In the listing below, count each line containing "styles" and answer with the count only.

((

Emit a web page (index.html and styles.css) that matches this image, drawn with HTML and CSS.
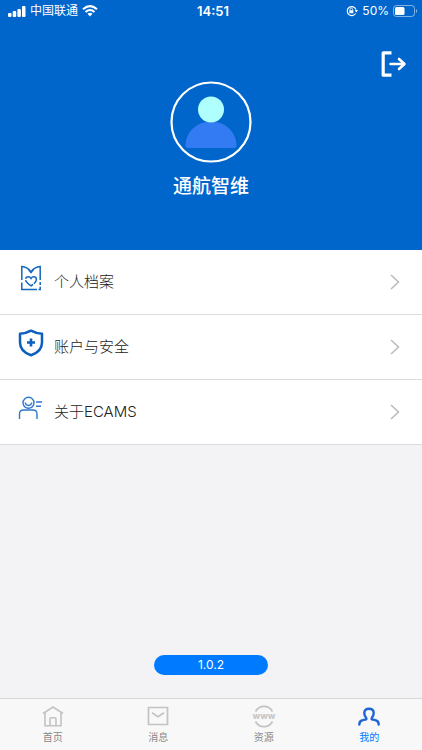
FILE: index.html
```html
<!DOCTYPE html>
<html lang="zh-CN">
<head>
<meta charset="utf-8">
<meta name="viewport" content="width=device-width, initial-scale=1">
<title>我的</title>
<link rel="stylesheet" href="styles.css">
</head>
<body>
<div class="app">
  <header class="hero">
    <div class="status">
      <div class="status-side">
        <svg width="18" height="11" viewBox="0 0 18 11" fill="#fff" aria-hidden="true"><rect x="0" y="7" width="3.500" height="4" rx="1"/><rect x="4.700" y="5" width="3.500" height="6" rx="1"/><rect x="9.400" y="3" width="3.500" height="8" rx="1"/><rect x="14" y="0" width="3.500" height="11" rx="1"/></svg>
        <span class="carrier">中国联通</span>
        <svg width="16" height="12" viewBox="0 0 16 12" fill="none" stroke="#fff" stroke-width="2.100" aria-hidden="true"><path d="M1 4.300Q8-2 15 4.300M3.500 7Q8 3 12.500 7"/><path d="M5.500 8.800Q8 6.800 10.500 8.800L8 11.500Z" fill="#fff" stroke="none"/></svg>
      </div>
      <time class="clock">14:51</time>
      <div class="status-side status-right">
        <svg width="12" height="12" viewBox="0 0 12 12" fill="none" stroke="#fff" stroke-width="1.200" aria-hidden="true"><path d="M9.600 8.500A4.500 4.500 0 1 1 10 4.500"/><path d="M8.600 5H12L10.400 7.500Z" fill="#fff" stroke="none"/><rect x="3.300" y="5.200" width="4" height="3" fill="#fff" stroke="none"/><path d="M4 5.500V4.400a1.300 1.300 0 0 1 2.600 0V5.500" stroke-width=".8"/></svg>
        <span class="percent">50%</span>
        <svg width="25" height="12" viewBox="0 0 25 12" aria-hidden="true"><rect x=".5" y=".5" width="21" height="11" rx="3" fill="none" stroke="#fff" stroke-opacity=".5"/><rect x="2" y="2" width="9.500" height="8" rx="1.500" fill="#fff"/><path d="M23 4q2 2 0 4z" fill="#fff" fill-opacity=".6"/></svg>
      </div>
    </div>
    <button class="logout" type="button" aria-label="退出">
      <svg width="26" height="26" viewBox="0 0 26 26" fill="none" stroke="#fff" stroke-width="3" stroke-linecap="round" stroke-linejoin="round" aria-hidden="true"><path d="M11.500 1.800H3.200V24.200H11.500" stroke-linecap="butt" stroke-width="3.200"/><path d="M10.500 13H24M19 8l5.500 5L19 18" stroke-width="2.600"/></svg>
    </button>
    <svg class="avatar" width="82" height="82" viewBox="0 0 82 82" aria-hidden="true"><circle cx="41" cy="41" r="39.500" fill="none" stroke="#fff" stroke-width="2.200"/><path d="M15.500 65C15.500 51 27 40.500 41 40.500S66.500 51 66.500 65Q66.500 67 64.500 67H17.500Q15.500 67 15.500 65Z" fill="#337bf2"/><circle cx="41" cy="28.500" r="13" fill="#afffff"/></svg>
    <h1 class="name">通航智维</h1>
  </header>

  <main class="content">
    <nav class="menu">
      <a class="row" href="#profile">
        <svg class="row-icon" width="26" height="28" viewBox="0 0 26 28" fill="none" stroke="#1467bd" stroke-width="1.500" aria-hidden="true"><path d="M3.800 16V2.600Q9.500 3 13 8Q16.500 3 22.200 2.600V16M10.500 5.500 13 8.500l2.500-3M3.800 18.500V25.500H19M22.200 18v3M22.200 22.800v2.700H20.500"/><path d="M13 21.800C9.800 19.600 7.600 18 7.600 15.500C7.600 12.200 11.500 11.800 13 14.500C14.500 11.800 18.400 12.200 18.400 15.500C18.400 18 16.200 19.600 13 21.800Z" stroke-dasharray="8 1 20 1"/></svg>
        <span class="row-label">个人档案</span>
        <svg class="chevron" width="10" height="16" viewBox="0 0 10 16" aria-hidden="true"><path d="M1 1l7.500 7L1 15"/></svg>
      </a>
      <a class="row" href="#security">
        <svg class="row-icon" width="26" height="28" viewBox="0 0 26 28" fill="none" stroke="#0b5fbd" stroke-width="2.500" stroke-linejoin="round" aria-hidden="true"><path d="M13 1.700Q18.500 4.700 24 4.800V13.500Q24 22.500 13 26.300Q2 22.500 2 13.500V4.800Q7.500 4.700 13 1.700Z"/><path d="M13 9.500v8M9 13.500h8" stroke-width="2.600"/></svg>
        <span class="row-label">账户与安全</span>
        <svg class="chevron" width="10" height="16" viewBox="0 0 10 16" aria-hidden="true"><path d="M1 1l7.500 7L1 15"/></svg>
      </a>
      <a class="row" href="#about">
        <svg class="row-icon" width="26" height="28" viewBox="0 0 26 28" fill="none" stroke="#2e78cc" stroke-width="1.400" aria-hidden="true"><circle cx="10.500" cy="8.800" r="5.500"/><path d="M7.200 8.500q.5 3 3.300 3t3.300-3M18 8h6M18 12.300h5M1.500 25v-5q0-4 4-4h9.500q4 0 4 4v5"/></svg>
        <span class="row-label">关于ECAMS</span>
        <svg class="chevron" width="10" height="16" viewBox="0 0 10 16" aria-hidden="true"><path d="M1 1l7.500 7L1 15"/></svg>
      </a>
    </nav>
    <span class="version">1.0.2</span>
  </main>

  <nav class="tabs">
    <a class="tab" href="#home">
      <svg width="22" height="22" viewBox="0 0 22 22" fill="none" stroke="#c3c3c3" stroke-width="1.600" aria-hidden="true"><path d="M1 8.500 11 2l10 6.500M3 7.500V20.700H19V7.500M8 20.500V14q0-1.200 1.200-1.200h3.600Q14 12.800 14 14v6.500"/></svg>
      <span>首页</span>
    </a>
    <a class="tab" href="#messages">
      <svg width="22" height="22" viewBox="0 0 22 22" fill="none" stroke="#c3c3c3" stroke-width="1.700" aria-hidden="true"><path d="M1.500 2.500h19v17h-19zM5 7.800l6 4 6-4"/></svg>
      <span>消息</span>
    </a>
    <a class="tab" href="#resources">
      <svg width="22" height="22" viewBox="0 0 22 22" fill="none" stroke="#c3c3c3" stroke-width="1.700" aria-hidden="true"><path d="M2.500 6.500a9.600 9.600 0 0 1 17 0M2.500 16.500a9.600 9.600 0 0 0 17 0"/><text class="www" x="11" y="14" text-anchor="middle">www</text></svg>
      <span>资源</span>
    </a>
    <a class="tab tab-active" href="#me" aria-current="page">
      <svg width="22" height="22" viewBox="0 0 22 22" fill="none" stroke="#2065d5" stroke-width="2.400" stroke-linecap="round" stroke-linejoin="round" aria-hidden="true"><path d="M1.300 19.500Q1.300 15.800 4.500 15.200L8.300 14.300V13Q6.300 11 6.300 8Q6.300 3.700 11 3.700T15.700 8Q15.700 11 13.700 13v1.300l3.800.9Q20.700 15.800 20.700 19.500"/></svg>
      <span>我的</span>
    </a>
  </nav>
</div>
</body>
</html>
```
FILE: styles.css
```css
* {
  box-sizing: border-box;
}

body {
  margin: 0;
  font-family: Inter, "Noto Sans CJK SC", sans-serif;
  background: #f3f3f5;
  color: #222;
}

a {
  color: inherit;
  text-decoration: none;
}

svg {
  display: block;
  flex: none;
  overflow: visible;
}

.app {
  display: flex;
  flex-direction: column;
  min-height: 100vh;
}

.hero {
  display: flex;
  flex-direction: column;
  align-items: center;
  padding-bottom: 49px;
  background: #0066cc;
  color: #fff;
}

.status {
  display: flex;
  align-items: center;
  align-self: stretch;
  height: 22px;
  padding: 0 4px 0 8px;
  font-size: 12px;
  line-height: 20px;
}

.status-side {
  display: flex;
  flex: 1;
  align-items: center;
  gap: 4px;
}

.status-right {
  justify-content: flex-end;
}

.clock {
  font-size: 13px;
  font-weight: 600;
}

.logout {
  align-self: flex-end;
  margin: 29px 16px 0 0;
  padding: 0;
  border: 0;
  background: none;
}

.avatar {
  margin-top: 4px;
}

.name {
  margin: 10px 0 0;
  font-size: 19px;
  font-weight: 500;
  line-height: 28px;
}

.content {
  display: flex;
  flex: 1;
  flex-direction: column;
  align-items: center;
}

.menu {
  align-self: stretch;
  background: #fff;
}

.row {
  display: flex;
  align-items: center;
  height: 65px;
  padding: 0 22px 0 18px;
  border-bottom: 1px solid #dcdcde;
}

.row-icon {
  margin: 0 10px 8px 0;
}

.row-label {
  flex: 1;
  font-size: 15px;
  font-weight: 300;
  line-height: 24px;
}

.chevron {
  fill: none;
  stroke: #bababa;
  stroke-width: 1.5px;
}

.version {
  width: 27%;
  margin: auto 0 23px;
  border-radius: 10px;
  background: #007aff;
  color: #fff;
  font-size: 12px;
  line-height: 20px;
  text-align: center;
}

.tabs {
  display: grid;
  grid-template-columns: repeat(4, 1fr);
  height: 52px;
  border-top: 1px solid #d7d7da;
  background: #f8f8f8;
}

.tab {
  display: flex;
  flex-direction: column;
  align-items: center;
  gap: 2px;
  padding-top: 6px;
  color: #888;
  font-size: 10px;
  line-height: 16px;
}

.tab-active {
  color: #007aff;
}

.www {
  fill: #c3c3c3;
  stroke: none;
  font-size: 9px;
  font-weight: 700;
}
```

))

ANSWER BELOW: 3